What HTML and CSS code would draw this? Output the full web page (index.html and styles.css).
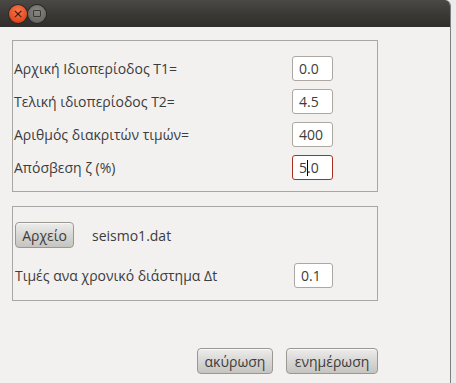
FILE: index.html
```html
<!DOCTYPE html>
<html lang="el">
<head>
	<meta charset="UTF-8">
	<title>Φάσμα απόκρισης</title>
	<link rel="stylesheet" href="styles.css">
</head>
<body>
	<div class="window">
		<!-- Title bar -->
		<div class="titlebar">
			<span class="win-btn close">&#215;</span>
			<span class="win-btn max"><span class="max-box"></span></span>
		</div>

		<div class="client">
			<!-- Period parameters -->
			<div class="panel params">
				<div class="row">
					<span class="label">Αρχική Ιδιοπερίοδος Τ1=</span>
					<div class="field">0.0</div>
				</div>
				<div class="row">
					<span class="label">Τελική ιδιοπερίοδος Τ2=</span>
					<div class="field">4.5</div>
				</div>
				<div class="row">
					<span class="label">Αριθμός διακριτών τιμών=</span>
					<div class="field">400</div>
				</div>
				<div class="row">
					<span class="label">Απόσβεση ζ (%)</span>
					<div class="field focused">5<span class="caret"></span>.0</div>
				</div>
			</div>

			<!-- Input file -->
			<div class="panel file">
				<div class="row file-row">
					<button class="btn">Αρχείο</button>
					<span class="file-name">seismo1.dat</span>
				</div>
				<div class="row">
					<span class="label dt-label">Τιμές ανα χρονικό διάστημα Δt</span>
					<div class="field dt">0.1</div>
				</div>
			</div>

			<!-- Dialog actions -->
			<div class="actions">
				<button class="btn cancel">ακύρωση</button>
				<button class="btn update">ενημέρωση</button>
			</div>
		</div>
	</div>
</body>
</html>
```

FILE: styles.css
```css
* {
	margin: 0;
	padding: 0;
	box-sizing: border-box;
}

body {
	width: 456px;
	height: 383px;
	overflow: hidden;
	background: linear-gradient(to right, #8c8c8c, #d0d0d0 60%, #ececec);
	font-family: 'Open Sans', 'DejaVu Sans', sans-serif;
	font-size: 14px;
	color: #3c3c3c;
}

/* Window frame */
.window {
	width: 451px;
	height: 383px;
	background: #f2f1f0;
	border-top-right-radius: 6px;
	border-right: 1px solid #7e7e7e;
	overflow: hidden;
}

.titlebar {
	height: 27px;
	background: linear-gradient(to bottom, #4a4945, #3c3b37 45%, #2f2e2a);
	display: flex;
	align-items: center;
	padding-left: 9px;
	gap: 1px;
}

.win-btn {
	width: 18px;
	height: 18px;
	border-radius: 50%;
	display: flex;
	align-items: center;
	justify-content: center;
}

.win-btn.close {
	background: radial-gradient(circle at 50% 35%, #f77a4e, #e1491d 70%, #b8360f);
	color: #3a1408;
	font-size: 13px;
	line-height: 1;
	font-family: 'DejaVu Sans', sans-serif;
	box-shadow: 0 0 0 1px #2a2925;
}

.win-btn.max {
	background: radial-gradient(circle at 50% 35%, #8a8984, #6a6964 70%, #55544f);
	box-shadow: 0 0 0 1px #2a2925;
}

.max-box {
	width: 8px;
	height: 7px;
	border: 1px solid #3b3a36;
	border-radius: 1px;
}

/* Content */
.client {
	padding: 13px 0 0 12px;
	display: flex;
	flex-direction: column;
	width: 378px;
}

.panel {
	border: 1px solid #a9a7a3;
	display: flex;
	flex-direction: column;
}

.params {
	padding: 15px 0 11px 1px;
	gap: 8px;
}

.file {
	margin-top: 14px;
	padding: 15px 0 12px 2px;
	gap: 15px;
}

.row {
	display: flex;
	align-items: center;
}

.label {
	width: 278px;
	white-space: nowrap;
}

.dt-label {
	width: 279px;
}

.field {
	width: 41px;
	height: 25px;
	background: #fff;
	border: 1px solid #aca8a1;
	border-radius: 3px;
	padding-left: 6px;
	display: flex;
	align-items: center;
	color: #3c3c3c;
}

.field.dt {
	width: 39px;
}

.field.focused {
	border-color: #a8301f;
}

.caret {
	width: 1px;
	height: 16px;
	background: #000;
	margin-right: -1px;
}

/* Buttons */
.btn {
	font-family: inherit;
	font-size: 14px;
	color: #3c3c3c;
	height: 26px;
	border: 1px solid #9a9893;
	border-radius: 4px;
	background: linear-gradient(to bottom, #ececeb, #d6d5d2 55%, #c5c4c0);
	box-shadow: inset 0 1px 0 #f8f8f8;
	padding: 0 2px;
}

.file-row .btn {
	width: 59px;
}

.file-name {
	margin-left: 18px;
}

.actions {
	margin-top: 47px;
	display: flex;
	justify-content: flex-end;
	gap: 13px;
}

.btn.cancel {
	width: 76px;
}

.btn.update {
	width: 92px;
}
```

* _What you have to do_
Restate the whole of the material word for word without the pictures.

* _Reply_
What HTML and CSS code would draw this? Output the full web page (index.html and styles.css).
FILE: index.html
```html
<!DOCTYPE html>
<html lang="el">
<head>
	<meta charset="UTF-8">
	<title>Φάσμα απόκρισης</title>
	<link rel="stylesheet" href="styles.css">
</head>
<body>
	<div class="window">
		<!-- Title bar -->
		<div class="titlebar">
			<span class="win-btn close">&#215;</span>
			<span class="win-btn max"><span class="max-box"></span></span>
		</div>

		<div class="client">
			<!-- Period parameters -->
			<div class="panel params">
				<div class="row">
					<span class="label">Αρχική Ιδιοπερίοδος Τ1=</span>
					<div class="field">0.0</div>
				</div>
				<div class="row">
					<span class="label">Τελική ιδιοπερίοδος Τ2=</span>
					<div class="field">4.5</div>
				</div>
				<div class="row">
					<span class="label">Αριθμός διακριτών τιμών=</span>
					<div class="field">400</div>
				</div>
				<div class="row">
					<span class="label">Απόσβεση ζ (%)</span>
					<div class="field focused">5<span class="caret"></span>.0</div>
				</div>
			</div>

			<!-- Input file -->
			<div class="panel file">
				<div class="row file-row">
					<button class="btn">Αρχείο</button>
					<span class="file-name">seismo1.dat</span>
				</div>
				<div class="row">
					<span class="label dt-label">Τιμές ανα χρονικό διάστημα Δt</span>
					<div class="field dt">0.1</div>
				</div>
			</div>

			<!-- Dialog actions -->
			<div class="actions">
				<button class="btn cancel">ακύρωση</button>
				<button class="btn update">ενημέρωση</button>
			</div>
		</div>
	</div>
</body>
</html>
```

FILE: styles.css
```css
* {
	margin: 0;
	padding: 0;
	box-sizing: border-box;
}

body {
	width: 456px;
	height: 383px;
	overflow: hidden;
	background: linear-gradient(to right, #8c8c8c, #d0d0d0 60%, #ececec);
	font-family: 'Open Sans', 'DejaVu Sans', sans-serif;
	font-size: 14px;
	color: #3c3c3c;
}

/* Window frame */
.window {
	width: 451px;
	height: 383px;
	background: #f2f1f0;
	border-top-right-radius: 6px;
	border-right: 1px solid #7e7e7e;
	overflow: hidden;
}

.titlebar {
	height: 27px;
	background: linear-gradient(to bottom, #4a4945, #3c3b37 45%, #2f2e2a);
	display: flex;
	align-items: center;
	padding-left: 9px;
	gap: 1px;
}

.win-btn {
	width: 18px;
	height: 18px;
	border-radius: 50%;
	display: flex;
	align-items: center;
	justify-content: center;
}

.win-btn.close {
	background: radial-gradient(circle at 50% 35%, #f77a4e, #e1491d 70%, #b8360f);
	color: #3a1408;
	font-size: 13px;
	line-height: 1;
	font-family: 'DejaVu Sans', sans-serif;
	box-shadow: 0 0 0 1px #2a2925;
}

.win-btn.max {
	background: radial-gradient(circle at 50% 35%, #8a8984, #6a6964 70%, #55544f);
	box-shadow: 0 0 0 1px #2a2925;
}

.max-box {
	width: 8px;
	height: 7px;
	border: 1px solid #3b3a36;
	border-radius: 1px;
}

/* Content */
.client {
	padding: 13px 0 0 12px;
	display: flex;
	flex-direction: column;
	width: 378px;
}

.panel {
	border: 1px solid #a9a7a3;
	display: flex;
	flex-direction: column;
}

.params {
	padding: 15px 0 11px 1px;
	gap: 8px;
}

.file {
	margin-top: 14px;
	padding: 15px 0 12px 2px;
	gap: 15px;
}

.row {
	display: flex;
	align-items: center;
}

.label {
	width: 278px;
	white-space: nowrap;
}

.dt-label {
	width: 279px;
}

.field {
	width: 41px;
	height: 25px;
	background: #fff;
	border: 1px solid #aca8a1;
	border-radius: 3px;
	padding-left: 6px;
	display: flex;
	align-items: center;
	color: #3c3c3c;
}

.field.dt {
	width: 39px;
}

.field.focused {
	border-color: #a8301f;
}

.caret {
	width: 1px;
	height: 16px;
	background: #000;
	margin-right: -1px;
}

/* Buttons */
.btn {
	font-family: inherit;
	font-size: 14px;
	color: #3c3c3c;
	height: 26px;
	border: 1px solid #9a9893;
	border-radius: 4px;
	background: linear-gradient(to bottom, #ececeb, #d6d5d2 55%, #c5c4c0);
	box-shadow: inset 0 1px 0 #f8f8f8;
	padding: 0 2px;
}

.file-row .btn {
	width: 59px;
}

.file-name {
	margin-left: 18px;
}

.actions {
	margin-top: 47px;
	display: flex;
	justify-content: flex-end;
	gap: 13px;
}

.btn.cancel {
	width: 76px;
}

.btn.update {
	width: 92px;
}
```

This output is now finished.